How Error Correction Makes Logos Possible
QR codes were designed to survive damage. The ISO/IEC 18004 standard includes four error correction levels, and your logo is basically controlled damage in the center of the code.
Level L recovers about 7% of data. Don't use this with logos. Level M recovers about 15%, enough for a tiny logo under 10% of code area. Level Q recovers about 25%, safe for logos at 15-20% of code area. Level H recovers about 30%, your best bet for larger logos at 20-25% of code area.
The single biggest mistake is cranking the logo up to 30% with error correction level M. The code looks great on screen. Then it fails on half the phones at the trade show.
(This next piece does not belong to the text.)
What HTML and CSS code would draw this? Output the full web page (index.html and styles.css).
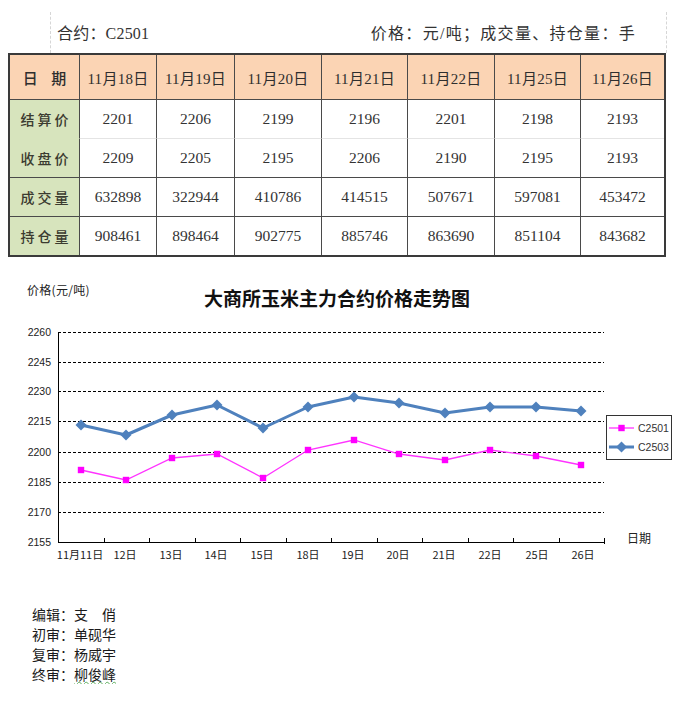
FILE: index.html
```html
<!DOCTYPE html>
<html lang="zh-CN">
<head>
<meta charset="utf-8">
<title>大商所玉米主力合约价格走势</title>
<link rel="stylesheet" href="styles.css">
</head>
<body>
<div class="caption">
  <span class="contract">合约：C2501</span>
  <span class="unit">价格：元/吨；成交量、持仓量：手</span>
</div>
<table class="quote">
  <colgroup>
    <col class="c-label"><col class="c2"><col class="c3"><col class="c4"><col class="c5"><col class="c6"><col class="c7"><col class="c8">
  </colgroup>
  <tr class="head">
    <th class="label">日&nbsp;期</th><th>11月18日</th><th>11月19日</th><th>11月20日</th><th>11月21日</th><th>11月22日</th><th>11月25日</th><th>11月26日</th>
  </tr>
  <tr class="r1">
    <th class="label">结算价</th><td>2201</td><td>2206</td><td>2199</td><td>2196</td><td>2201</td><td>2198</td><td>2193</td>
  </tr>
  <tr>
    <th class="label">收盘价</th><td>2209</td><td>2205</td><td>2195</td><td>2206</td><td>2190</td><td>2195</td><td>2193</td>
  </tr>
  <tr>
    <th class="label">成交量</th><td>632898</td><td>322944</td><td>410786</td><td>414515</td><td>507671</td><td>597081</td><td>453472</td>
  </tr>
  <tr class="last">
    <th class="label">持仓量</th><td>908461</td><td>898464</td><td>902775</td><td>885746</td><td>863690</td><td>851104</td><td>843682</td>
  </tr>
</table>

<svg class="chart" viewBox="0 256 685 334" width="685" height="334" xmlns="http://www.w3.org/2000/svg">
  <defs>
    <marker id="dia" viewBox="-6 -6 12 12" markerWidth="12" markerHeight="12" refX="0" refY="0" markerUnits="userSpaceOnUse">
      <path d="M0 -5.5 L5.5 0 L0 5.5 L-5.5 0 Z" fill="#4F81BD"/>
    </marker>
    <marker id="sq" viewBox="-4 -4 8 8" markerWidth="8" markerHeight="8" refX="0" refY="0" markerUnits="userSpaceOnUse">
      <rect x="-3.2" y="-3.2" width="6.4" height="6.4" fill="#FF00FF"/>
    </marker>
  </defs>

  <text class="ylabel-title" x="27" y="294">价格(元/吨)</text>
  <text class="title" x="337" y="305" text-anchor="middle">大商所玉米主力合约价格走势图</text>

  <g class="grid">
    <line x1="58" y1="331.5" x2="604" y2="331.5"/>
    <line x1="58" y1="361.5" x2="604" y2="361.5"/>
    <line x1="58" y1="390.5" x2="604" y2="390.5"/>
    <line x1="58" y1="420.5" x2="604" y2="420.5"/>
    <line x1="58" y1="451.5" x2="604" y2="451.5"/>
    <line x1="58" y1="481.5" x2="604" y2="481.5"/>
    <line x1="58" y1="511.5" x2="604" y2="511.5"/>
  </g>

  <g class="ytick" text-anchor="end">
    <text x="51" y="335">2260</text>
    <text x="51" y="365">2245</text>
    <text x="51" y="394">2230</text>
    <text x="51" y="424">2215</text>
    <text x="51" y="455">2200</text>
    <text x="51" y="485">2185</text>
    <text x="51" y="515">2170</text>
    <text x="51" y="545">2155</text>
  </g>

  <g class="axis">
    <line x1="58.5" y1="331" x2="58.5" y2="541.5"/>
    <line x1="58" y1="541.5" x2="604.5" y2="541.5"/>
    <path d="M104.5 537V541 M149.5 537V541 M195.5 537V541 M240.5 537V541 M286.5 537V541 M331.5 537V541 M377.5 537V541 M422.5 537V541 M468.5 537V541 M513.5 537V541 M559.5 537V541 M604.5 537V543"/>
  </g>

  <g class="xtick" text-anchor="middle">
    <text x="80" y="558">11月11日</text>
    <text x="125" y="558">12日</text>
    <text x="171" y="558">13日</text>
    <text x="216" y="558">14日</text>
    <text x="262" y="558">15日</text>
    <text x="308" y="558">18日</text>
    <text x="353" y="558">19日</text>
    <text x="398" y="558">20日</text>
    <text x="444" y="558">21日</text>
    <text x="490" y="558">22日</text>
    <text x="537" y="558">25日</text>
    <text x="583" y="558">26日</text>
  </g>
  <text class="xname" x="627" y="542">日期</text>

  <polyline class="s2503" points="81,424 126,434 172,414 217,404 263,427 308,406 354,396 399,402 445,412 490,406 536,406 581,410"/>
  <polyline class="s2501" points="81,469 126,479 172,457 217,453 263,477 308,449 354,439 399,453 445,459 490,449 536,455 581,464"/>

  <g class="legend">
    <rect x="606.5" y="414.5" width="65" height="44"/>
    <polyline class="s2501" points="609,427 621.5,427 634,427"/>
    <text x="638" y="431">C2501</text>
    <polyline class="s2503" points="609,446 621.5,446 634,446"/>
    <text x="638" y="450">C2503</text>
  </g>
</svg>

<div class="credits">
  <p>编辑：支　俏</p>
  <p>初审：单砚华</p>
  <p>复审：杨威宇</p>
  <p>终审：<span class="squiggle">柳俊峰</span></p>
</div>
</body>
</html>
```

FILE: styles.css
```css
* {
  box-sizing: border-box;
}

html, body {
  margin: 0;
  padding: 0;
  background: #ffffff;
}

body {
  width: 685px;
  font-family: "Liberation Serif", "Noto Sans CJK SC", serif;
  color: #333333;
}

.caption {
  margin: 12px 0 0 50px;
  width: 617px;
  height: 41px;
  border-left: 1px dashed #d6d6d6;
  border-right: 1px dashed #d6d6d6;
  display: flex;
  align-items: center;
  justify-content: space-between;
  padding: 0 30px 2px 6px;
  font-size: 16px;
  color: #333333;
}

.caption .contract {
  letter-spacing: 0.2px;
}

.caption .unit {
  letter-spacing: 1.3px;
}

.quote {
  margin-left: 8px;
  width: 658px;
  table-layout: fixed;
  border-collapse: separate;
  border-spacing: 0;
  border: 2px solid #3a3a3a;
}

.quote .c-label { width: 70px; }
.quote .c2 { width: 77px; }
.quote .c3 { width: 78px; }
.quote .c4 { width: 87px; }
.quote .c5 { width: 86px; }
.quote .c6 { width: 87px; }
.quote .c7 { width: 86px; }
.quote .c8 { width: 83px; }

.quote th,
.quote td {
  padding: 0;
  text-align: center;
  vertical-align: middle;
  border-right: 1px solid #4a4a4a;
  border-bottom: 1px solid #4a4a4a;
  height: 39px;
  font-weight: normal;
}

.quote th:last-child,
.quote td:last-child {
  border-right: 0;
}

.quote tr.last th,
.quote tr.last td {
  border-bottom: 0;
  height: 38px;
}

.quote tr.head th {
  background: #FBD4B4;
  height: 45px;
  font-size: 15px;
  letter-spacing: 0.3px;
  color: #2e2e2e;
}

.quote tr.head th.label {
  letter-spacing: 5px;
  padding-left: 5px;
}

.quote th.label {
  background: #D7E4BD;
  font-family: "Noto Sans CJK SC", sans-serif;
  font-size: 14px;
  font-weight: 500;
  letter-spacing: 3px;
  padding-left: 3px;
  color: #3b3b30;
}

.quote tr.r1 td {
  border-bottom-color: #e4e4e4;
}

.quote tr.r1 th.label {
  border-bottom-color: #D7E4BD;
}

.quote td {
  font-size: 15.5px;
  color: #333333;
}

.chart {
  display: block;
}

.chart text {
  font-family: "Noto Sans CJK SC", sans-serif;
  fill: #222222;
}

.chart .ylabel-title {
  font-size: 12px;
  letter-spacing: 0.3px;
}

.chart .title {
  font-size: 19px;
  font-weight: 700;
  fill: #111111;
}

.chart .grid line {
  stroke: #000000;
  stroke-width: 1;
  stroke-dasharray: 3 2;
}

.chart .ytick text {
  font-family: "Liberation Sans", sans-serif;
  font-size: 10.5px;
}

.chart .axis line,
.chart .axis path {
  stroke: #000000;
  stroke-width: 1;
  fill: none;
}

.chart .xtick text {
  font-size: 11px;
}

.chart .xname {
  font-size: 12px;
}

.chart .s2503 {
  fill: none;
  stroke: #4F81BD;
  stroke-width: 3;
  stroke-linejoin: round;
  marker-start: url(#dia);
  marker-mid: url(#dia);
  marker-end: url(#dia);
}

.chart .s2501 {
  fill: none;
  stroke: #FF33FF;
  stroke-width: 1.3;
  marker-start: url(#sq);
  marker-mid: url(#sq);
  marker-end: url(#sq);
}

.chart .legend rect {
  fill: #ffffff;
  stroke: #333333;
  stroke-width: 1;
}

.chart .legend .s2501,
.chart .legend .s2503 {
  marker-start: none;
  marker-end: none;
}

.chart .legend text {
  font-family: "Liberation Sans", sans-serif;
  font-size: 10.5px;
  fill: #333333;
}

.credits {
  margin-top: 13px;
  padding-left: 32px;
  font-family: "Noto Sans CJK SC", sans-serif;
  font-size: 14px;
  color: #1a1a1a;
}

.credits p {
  margin: 0;
  line-height: 20px;
}

.squiggle {
  text-decoration-line: underline;
  text-decoration-style: wavy;
  text-decoration-color: #5fae5f;
  text-decoration-thickness: 1px;
  text-underline-offset: 1px;
}
```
Set error correction to Q or H when adding a logo. Period. EZQR does this automatically based on your logo's file size and dimensions, but if you're using another tool, you'll need to set it yourself.
Step-by-Step: Adding a Logo in EZQR
Prepare your logo file. PNG is the best format because it supports transparency and lossless quality. Minimum 500x500 pixels, square aspect ratio. Avoid gradients, thin lines, and fine text. They vanish at small print sizes.
Go to EZQR's generator and choose your code type. URL, vCard, WiFi, whatever you need. Enter your content and click "Add Logo." Upload your file. EZQR auto-resizes it to a safe percentage and sets error correction accordingly.
Adjust if needed. The slider lets you fine-tune size. Small (10-15%) is safest. Medium (15-20%) is the sweet spot for most brands. Large (20-25%) is maximum, only with H-level correction.
Check the scannability indicator. Green means you're good. Yellow means test carefully. Red means reduce your logo size. Download and test. Grab your PNG, SVG, or PDF file. Print a sample at actual size. Scan with iPhone, Android, and at least one third-party scanner like Google Lens.
What Makes a Good Logo for QR Codes
Not every logo works well inside a QR code. Simple icons, monochromatic marks, bold letterforms, and solid shapes work well. Think of a clean company initial or a bold icon. Logos with thin lines, detailed illustrations, color gradients, or small text work poorly. At 15mm inside a QR code, those details turn into an unreadable blob.
If your logo has fine details, create a simplified version specifically for QR codes. Many brands keep a "mark-only" version for exactly this purpose. And contrast matters. Your logo needs to be visually distinct from the QR modules around it. EZQR adds a white background behind logos automatically, but dark logos on dark QR codes still cause problems.
Common Logo QR Code Mistakes
Logo too big. Anything over 25% of the code area is risky regardless of error correction. EZQR prevents this, but other tools don't.
Wrong error correction level. Using L or M with a logo is asking for scanning failures. You need Q or H.
Not testing in real conditions. Your phone 3 inches from a monitor is not a real test. Print it. Scan it from the distance your customers will actually use. Test in the lighting conditions of your venue.
Companies print 50,000 business cards with an untested logo QR code and discover the problem too late. Don't be one of them. Sometimes no logo is better. A clean QR code with your brand name printed next to it scans faster and more reliably than any logo-embedded code ever will.